Pude ver algo de lo que son estas raíces del populismo en mi visita al Museo Evita en Palermo, que ahora funciona donde estuvo el Hogar de Tránsito número 2, destinado a socorrer a las mujeres necesitadas y a sus hijos. Esta era una de las decenas de instituciones de caridad que la Fundación tenía abiertas en Buenos Aires. Cuando Evita lo inauguró en 1948 como asilo, en su discurso ofreció a las mujeres y niños “una puerta abierta, una mesa tendida, una cama limpia”, y “consuelo y estímulo, aliento y esperanza, fe y confianza en sí mismo, hasta tanto la ayuda social les encuentre trabajo y vivienda”.

La Fundación Eva Perón es el modelo de las Misiones de Chávez. Manejaba además de albergues, una red de hospitales y clínicas, dispensaba becas de estudio, pagaba subsidios, era también una agencia de empleos y, sobre todo, regalaba a manos llenas. La gente hacía largas filas desde la madrugada para pedirle personalmente a Evita y, quienes lograban llegar ante ella antes de que se cerraran las puertas, no salían con las manos vacías.
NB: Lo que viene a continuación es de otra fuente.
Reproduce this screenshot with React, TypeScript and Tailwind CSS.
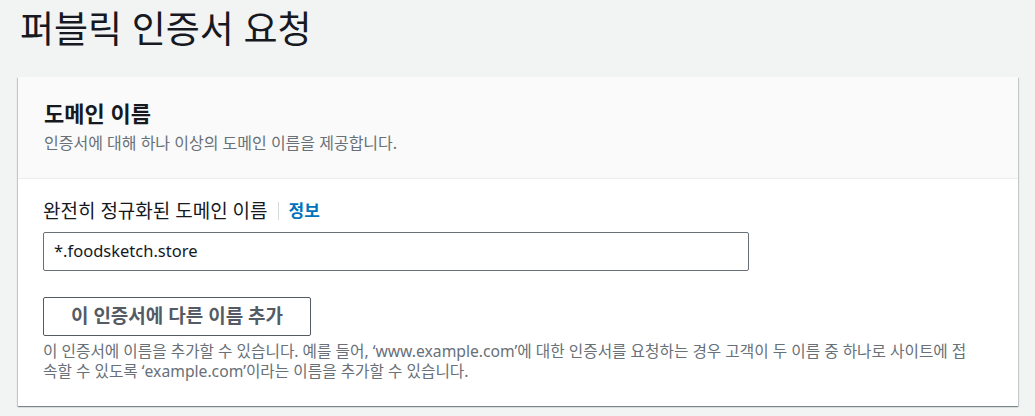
export default function App() {
  const font = { fontFamily: '"Noto Sans", "Noto Sans CJK KR", sans-serif' };
  return (
    <div className="w-[1035px] h-[416px] bg-[#f2f3f3] pl-[18px] pr-[17px] overflow-hidden" style={font}>
      <h1 className="pl-[2px] pt-[6px] h-[77px] text-[37px] leading-[46px] font-normal text-[#16191f]">퍼블릭 인증서 요청</h1>
      <div className="bg-white shadow-[0_1px_1px_0_rgba(0,28,36,0.3),1px_1px_1px_0_rgba(0,28,36,0.15),-1px_1px_1px_0_rgba(0,28,36,0.15)]">
        <div className="bg-[#fafafa] border-b border-[#eaeded] h-[102px] px-[26px] pt-[21px]">
          <h2 className="text-[22px] leading-[30px] font-bold text-[#16191f]">도메인 이름</h2>
          <p className="text-[16px] leading-[22px] text-[#687078] mt-[4px]">인증서에 대해 하나 이상의 도메인 이름을 제공합니다.</p>
        </div>
        <div className="px-[25px] pt-[20px] pb-[25px]">
          <div className="flex items-center h-[24px] text-[19px] text-[#16191f]">
            <span>완전히 정규화된 도메인 이름</span>
            <span className="mx-[10px] w-px h-[18px] bg-[#d5dbdb]"></span>
            <span className="text-[#0073bb] font-bold text-[17px]">정보</span>
          </div>
          <div className="mt-[9px] w-[706px] h-[39px] border border-[#687078] rounded-[2px] flex items-center px-[10px] text-[16.5px] text-[#16191f]">
            *.foodsketch.store
          </div>
          <button className="mt-[26px] w-[268px] h-[39px] border border-[#545b64] rounded-[2px] bg-white text-[#545b64] font-bold text-[19px] flex items-center justify-center">
            이 인증서에 다른 이름 추가
          </button>
          <p className="mt-[5px] w-[932px] text-[15.7px] leading-[20px] text-[#687078]">
            이 인증서에 이름을 추가할 수 있습니다. 예를 들어, ‘www.example.com’에 대한 인증서를 요청하는 경우 고객이 두 이름 중 하나로 사이트에 접속할 수 있도록 ‘example.com’이라는 이름을 추가할 수 있습니다.
          </p>
        </div>
      </div>
    </div>
  );
}
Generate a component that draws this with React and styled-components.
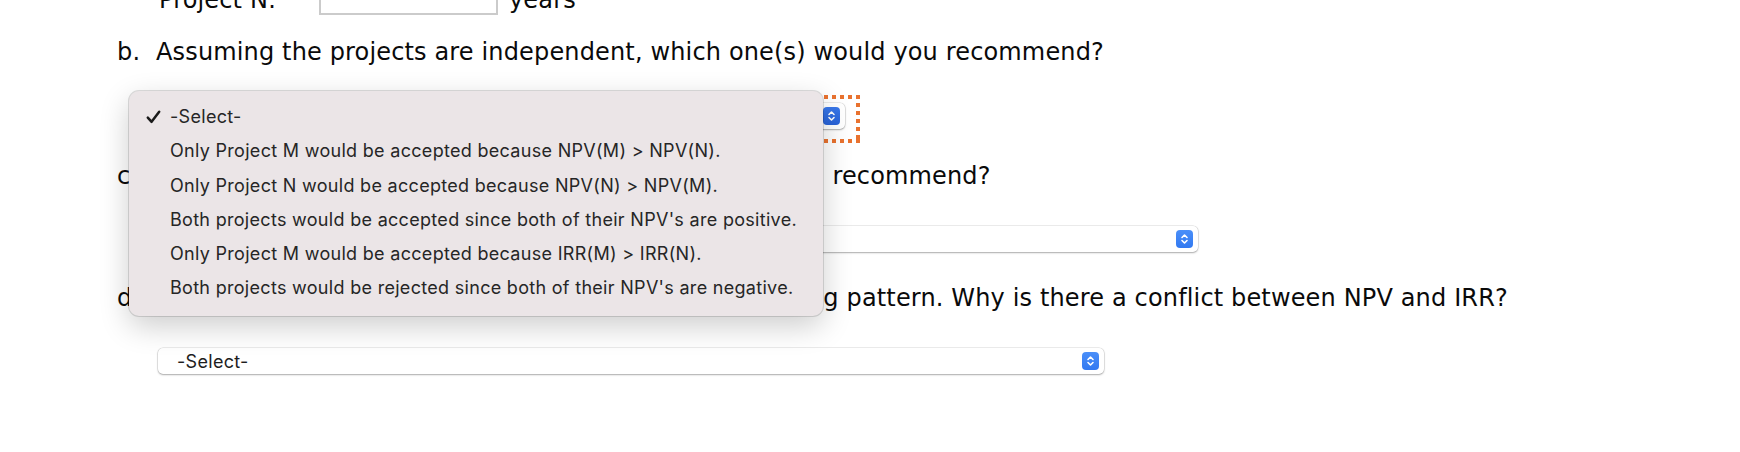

Era una minoría de beneficiarios entre millones de pobres y necesitados, pero los diarios, las revistas oficiales y los noticieros de cine multiplicaban su número.

El Museo Evita enseña cómo funcionaba el albergue de acogida, un dechado de abundancia: en la cocina, amplia e iluminada, unos bifes plásticos se doran en las parrillas. También hay ejemplos de los programas sociales del peronismo: un refrigerador Siam para cada familia obrera, y se exhibe uno con la puerta abierta, lleno de alimentos, sin faltar una botella de champaña.

Y piezas de propaganda política: folletos con discursos de los esposos, cartillas escolares que los ensalzan, documentales donde aparecen ambos en el balcón de la Casa Rosada, la voz estridente de él, la aguda voz de ella, y la multitud que agita sus banderas y carteles y enronquece de gritar. También se exhiben ejemplos del glamour de Evita, y es lo que más abunda en las vitrinas: sus trajes de gala y de calle confeccionados por Jacques Faith, Pierre Balmain, Marcel Rochas; zapatos exclusivos, sombreros de variadas texturas; perfumes Caron y Schiaparelli en frascos de baccarat.

Una demanda de la masa de pobres partidarios suyos, sus “cabecitas negras”, argumentaba ella: le exigían que al representarlos no faltara el lujo, porque eso los dignificaba. Sus pobres. Los otros, si no eran contados entre los fieles de carnet, no recibía nada; el objetivo era mantener aceitado el mecanismo de adhesión al peronismo, para que las plazas pudieran llenarse.

En los viejos documentales ambos parecen fantasmas. Perón y Evita en blanco y negro, ya tan antiguos. Pero fantasmas sin quietud, que no dejan de resucitar.

Sergio Ramírez es escritor, Premio Cervantes de 2017.